Step 4: Normalize your baseline annually
At the start of each planning year, reconcile your demand baseline against your estimate of household inventory levels. This is harder to measure precisely, but the principle is: if you ran significant promotional activity in the prior year that loaded household pantries, your year-2 baseline should be set modestly below the historical average for those affected periods — not above it.
Some planners apply a formal pantry adjustment factor. A rough heuristic: if a major BOGO ran in the prior year and your product has a 4–8 week consumption cycle, reduce the following year's Q1–Q2 baseline by 10–20% for the SKUs that were part of the promotion. Revisit the adjustment once you have actual sell-through data from the early quarters.
The Mistake That Compounds Everything
The most expensive version of this problem isn't the forecast error itself. It's the response to it.
When reorders go quiet after a pantry loading event, the natural instinct is to treat it as a demand signal and cut the forecast. That leads to reduced production orders. And then when the pantry-loaded households finally work through their inventory and normal repurchase resumes — and the retailer needs to reorder to restock — you're caught short. You cut production at exactly the moment you should have been holding steady.
The cycle looks like this: overstock from the promotional period → forecast cut → production reduction → stock shortage when demand normalizes → emergency reorder or lost sales.
This is the bullwhip effect playing out at the brand level.

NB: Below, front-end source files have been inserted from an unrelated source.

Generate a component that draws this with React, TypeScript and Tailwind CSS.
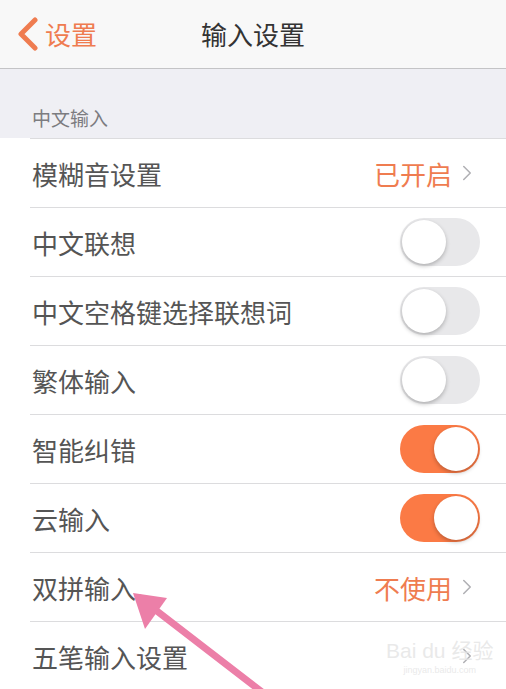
import { ChevronRight } from "lucide-react"

const font = { fontFamily: '"Noto Sans CJK SC", "Noto Sans", sans-serif' }

type Row = {
  label: string
  value?: string
  toggle?: boolean
  on?: boolean
}

const rows: Row[] = [
  { label: "模糊音设置", value: "已开启" },
  { label: "中文联想", toggle: true, on: false },
  { label: "中文空格键选择联想词", toggle: true, on: false },
  { label: "繁体输入", toggle: true, on: false },
  { label: "智能纠错", toggle: true, on: true },
  { label: "云输入", toggle: true, on: true },
  { label: "双拼输入", value: "不使用" },
  { label: "五笔输入设置", value: "" },
]

function Toggle({ on }: { on?: boolean }) {
  return (
    <div
      className={`flex h-[48px] w-[80px] items-center rounded-full p-[2px] ${
        on ? "justify-end bg-[#fb7a45]" : "justify-start bg-[#e8e8ea]"
      }`}
    >
      <div className="h-[44px] w-[44px] rounded-full bg-white shadow-[0_2px_4px_rgba(0,0,0,0.25)]" />
    </div>
  )
}

export default function App() {
  return (
    <div className="relative h-[689px] w-[506px] overflow-hidden bg-white" style={font}>
      <header className="relative flex h-[69px] items-center border-b border-[#c4c4c6] bg-[#f8f8f8]">
        <div className="flex items-center pl-[16px] text-[26px] text-[#ef7c50]">
          <svg width="24" height="34" viewBox="0 0 24 34" className="mr-[5px]">
            <path d="M19 3 L5 17 L19 31" fill="none" stroke="#ef7c50" strokeWidth="5" strokeLinecap="round" strokeLinejoin="round" />
          </svg>
          <span className="leading-none">设置</span>
        </div>
        <div className="pointer-events-none absolute left-0 right-0 text-center text-[26px] leading-none text-[#333]">
          输入设置
        </div>
      </header>

      <div className="flex h-[69px] items-end bg-[#efeff4] pb-[6px] pl-[32px] text-[19px] text-[#7c7c80]">
        中文输入
      </div>

      <div className="bg-white">
        {rows.map((r) => (
          <div key={r.label} className="ml-[30px] flex h-[69px] items-center justify-between border-t border-[#dcdcde] pr-[26px]">
            <span className="pl-[2px] text-[26px] text-[#555]">{r.label}</span>
            {r.toggle ? (
              <Toggle on={r.on} />
            ) : (
              <div className="flex items-center gap-[2px]">
                {r.value && <span className="text-[26px] text-[#ef7c50]">{r.value}</span>}
                <ChevronRight className="h-[26px] w-[26px] text-[#b0b0b4]" strokeWidth={1.4} />
              </div>
            )}
          </div>
        ))}
      </div>

      {/* baidu watermark */}
      <div className="pointer-events-none absolute left-[386px] top-[640px] flex flex-col items-center whitespace-nowrap text-[#e4e4e4]/80">
        <span className="text-[21px] leading-none" style={{ fontFamily: '"Liberation Sans", "Noto Sans CJK SC", sans-serif' }}>
          Bai du 经验
        </span>
        <span className="mt-[5px] text-[9px] leading-none" style={{ fontFamily: '"Liberation Sans", sans-serif' }}>
          jingyan.baidu.com
        </span>
      </div>

      {/* annotation arrow */}
      <svg className="pointer-events-none absolute left-0 top-0" width="506" height="689" viewBox="0 0 506 689">
        <line x1="262" y1="692" x2="140" y2="598" stroke="#ec7fa8" strokeWidth="7" strokeLinecap="round" />
        <polygon points="133,593 167,598 145,629" fill="#ec7fa8" />
      </svg>
    </div>
  )
}
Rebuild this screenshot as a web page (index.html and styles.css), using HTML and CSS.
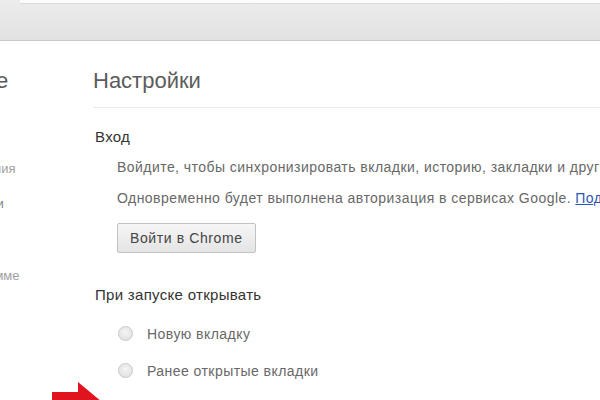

Small misreads of the demand signal create large swings in the supply chain response, amplified at each stage.
The discipline that prevents it is maintaining visibility into the full demand picture — not just your own order flow, but what's happening at retail and in the consumer's home — and building a forecast that separates what's real from what's borrowed.
If your year-2 sales look softer than expected and you ran a major promotion in year one, the demand hangover might be the explanation — not the market.